** BEGIN Information shown **
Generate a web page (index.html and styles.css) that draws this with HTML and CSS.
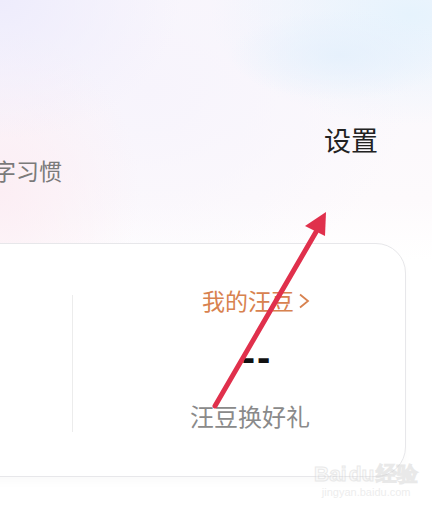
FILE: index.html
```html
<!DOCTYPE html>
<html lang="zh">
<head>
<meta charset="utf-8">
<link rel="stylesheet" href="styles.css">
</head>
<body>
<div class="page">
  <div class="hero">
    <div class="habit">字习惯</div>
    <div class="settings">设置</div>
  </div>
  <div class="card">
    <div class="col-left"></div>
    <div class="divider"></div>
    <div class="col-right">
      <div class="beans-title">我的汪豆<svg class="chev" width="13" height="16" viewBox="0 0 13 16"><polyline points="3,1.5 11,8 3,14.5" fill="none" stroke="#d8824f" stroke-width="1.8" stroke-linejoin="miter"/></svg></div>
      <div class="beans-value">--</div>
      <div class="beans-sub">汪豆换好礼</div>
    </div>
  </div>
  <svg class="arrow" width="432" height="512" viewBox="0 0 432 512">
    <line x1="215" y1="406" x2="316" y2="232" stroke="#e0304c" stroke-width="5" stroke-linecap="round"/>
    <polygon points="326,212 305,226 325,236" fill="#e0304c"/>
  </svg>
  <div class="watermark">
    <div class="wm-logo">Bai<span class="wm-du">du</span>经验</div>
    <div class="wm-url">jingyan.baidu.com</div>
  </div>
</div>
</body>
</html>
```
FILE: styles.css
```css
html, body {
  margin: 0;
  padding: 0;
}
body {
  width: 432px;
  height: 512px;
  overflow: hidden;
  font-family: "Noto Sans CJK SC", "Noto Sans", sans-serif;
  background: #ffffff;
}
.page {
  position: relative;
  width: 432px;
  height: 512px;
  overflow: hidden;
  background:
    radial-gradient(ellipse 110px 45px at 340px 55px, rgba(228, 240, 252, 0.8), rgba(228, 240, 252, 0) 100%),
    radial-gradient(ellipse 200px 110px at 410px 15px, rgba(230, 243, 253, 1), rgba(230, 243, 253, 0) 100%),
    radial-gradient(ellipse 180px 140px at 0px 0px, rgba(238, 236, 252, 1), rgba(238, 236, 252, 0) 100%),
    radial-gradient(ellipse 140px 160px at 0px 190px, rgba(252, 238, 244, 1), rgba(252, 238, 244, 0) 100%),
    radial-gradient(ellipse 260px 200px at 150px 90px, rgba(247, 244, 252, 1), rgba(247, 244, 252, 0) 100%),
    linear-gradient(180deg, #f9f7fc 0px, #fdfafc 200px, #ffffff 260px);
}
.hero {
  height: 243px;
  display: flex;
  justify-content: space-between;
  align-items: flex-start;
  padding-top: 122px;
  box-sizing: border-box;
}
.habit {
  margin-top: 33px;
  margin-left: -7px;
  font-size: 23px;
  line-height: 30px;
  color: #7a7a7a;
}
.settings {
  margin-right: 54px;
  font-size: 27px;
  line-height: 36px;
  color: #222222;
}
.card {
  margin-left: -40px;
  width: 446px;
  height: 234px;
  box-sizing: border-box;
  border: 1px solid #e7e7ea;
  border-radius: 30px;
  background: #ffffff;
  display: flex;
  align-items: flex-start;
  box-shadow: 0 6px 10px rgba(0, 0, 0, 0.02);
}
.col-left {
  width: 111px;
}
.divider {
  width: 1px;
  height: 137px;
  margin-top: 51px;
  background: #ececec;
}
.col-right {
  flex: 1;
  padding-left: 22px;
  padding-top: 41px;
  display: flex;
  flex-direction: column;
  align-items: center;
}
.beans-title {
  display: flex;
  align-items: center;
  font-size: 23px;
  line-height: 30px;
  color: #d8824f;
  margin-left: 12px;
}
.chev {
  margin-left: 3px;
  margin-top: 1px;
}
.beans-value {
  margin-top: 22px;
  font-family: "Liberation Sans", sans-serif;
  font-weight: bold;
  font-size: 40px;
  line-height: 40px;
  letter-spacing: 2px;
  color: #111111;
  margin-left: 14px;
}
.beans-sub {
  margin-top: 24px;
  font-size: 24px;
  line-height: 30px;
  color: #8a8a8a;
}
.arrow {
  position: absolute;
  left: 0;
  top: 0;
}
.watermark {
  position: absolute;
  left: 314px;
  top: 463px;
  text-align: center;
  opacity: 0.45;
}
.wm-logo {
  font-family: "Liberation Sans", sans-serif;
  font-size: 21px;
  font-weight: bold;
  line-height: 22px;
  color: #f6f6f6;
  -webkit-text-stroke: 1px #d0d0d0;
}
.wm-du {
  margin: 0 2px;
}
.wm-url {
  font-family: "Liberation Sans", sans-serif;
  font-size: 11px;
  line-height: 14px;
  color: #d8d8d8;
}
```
** END Information shown **
Go through the lines above. Select every one that has the string "index".

Written answer
Generate a web page (index.html and styles.css) that draws this with HTML and CSS.
FILE: index.html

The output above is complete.